Nayanthara's first ever dual role movie in her career - Airaa, directed by KM Sarjun and produced by KJR Studios, hit screens on Thursday! The movie opens to a couple of policemen responding to an incident report and going to investigate an old house in the middle of a huge plantation. They find the house desolated and when they continue investigating, they come across a supernatural force which throws them out of the house. Yamuna (Nayanthara) is a media professional who flees her parents' house and goes to her grandmother's village when forced into an unhappy alliance. Here, she comes across some supernatural happenings. Parallelly, Amudhan (Kalaiyarasan) is a bereaved writer who witnesses strange murders happening around him and has no clue as to why they're happening. Things come to a head when Yamuna and her grandmother are attacked by the unknown force and Amudhan identifies the reason behind the murders. To know what happens next and why they happen, watch Airaa in the theatres...
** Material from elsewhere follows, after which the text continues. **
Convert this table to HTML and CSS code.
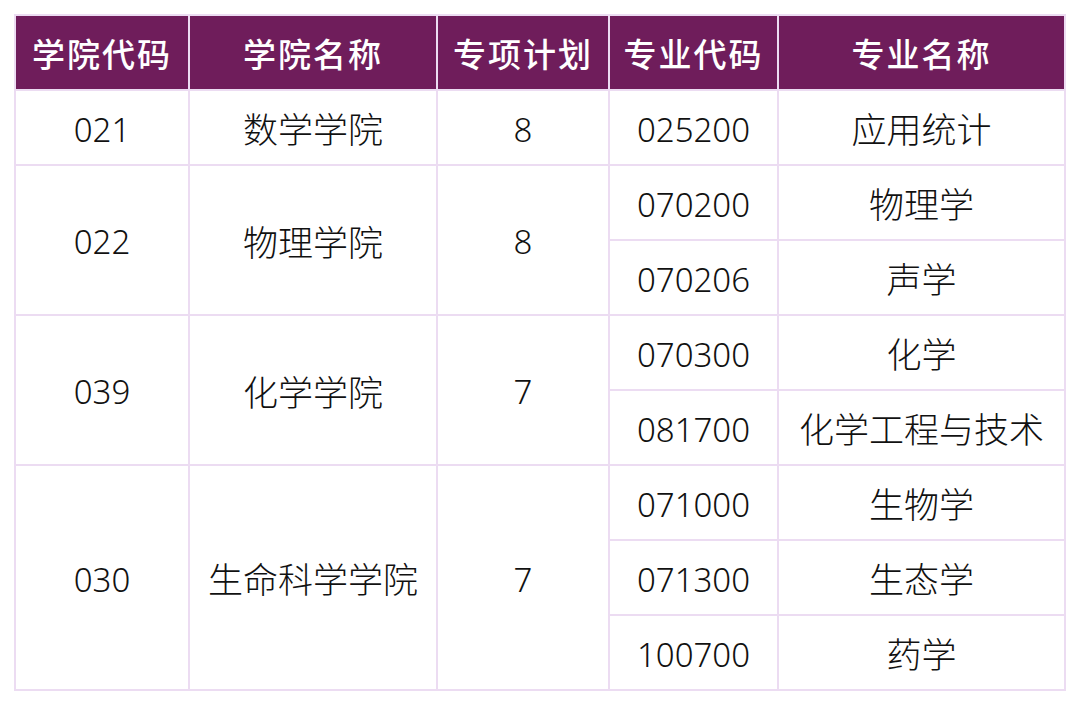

Director KM Sarjun has already created a niche for himself with his short-films and his very first feature film - Eacharikkai. This time he takes on the horror genre and has brought in his unique perspective to it. Nayanthara dons dual roles and they're as contrasting as can be. As Yamuna, she has eased her way through as an urban girl but as Bhavani, she has showcased her class and full array of histrionics in a de-glam role. The difference she brings to both these characters is wonderful to watch and the effort that has gone into this differentiation is highly commendable.
Kalaiyarasan has gotten a meaty role and his performance is fantastic and especially moving in some scenes. Yogi Babu's character does not have much to do and his comic sequences fail to impress. Maathevan appears in a breezy role and has carried it off well. Gabrella Sellus impresses in her role as the younger Bhavani. Veterans Jayaprakash and Meera Krishnan also have very little to do and their characters seem a bit contrived. Kulapulli Leela as Nayanthara's grandmother Parvathy has given a neat performance.
The technical aspects of this movie, especially the cinematography and music are brilliant. The screenplay however seems a bit convoluted and the director seems to have missed the plot along the way. The flashback sequences in monochrome are a visual beauty and the detailing in these black & white portions have been well shot.
The first half, takes its own sweet time to take off and does so only close to the interval. The interval block sets the tone for the second half which unravels at rapid pace. The parallel travel of Nayanthara and Kalaiyarasan's characters in the pre-interval scenes are intriguing and have been showcased well. Sundaramurthy KS's songs are very pleasant and the 'Kariga' song has been smartly used in the title card while the 'Meghathoodam' song has been shot aesthetically, giving the viewers a very good feel!
There are some logical flaws and the director has also left a lot of unanswered loose ends, giving a disconnect to the viewers! Better trimming of sequences, majorly in the first half, would help lift the pace of the movie. The 'Big Reveal' in the second half might tend to leave the audiences flabbergasted and feeling let down with all the build-up to that moment!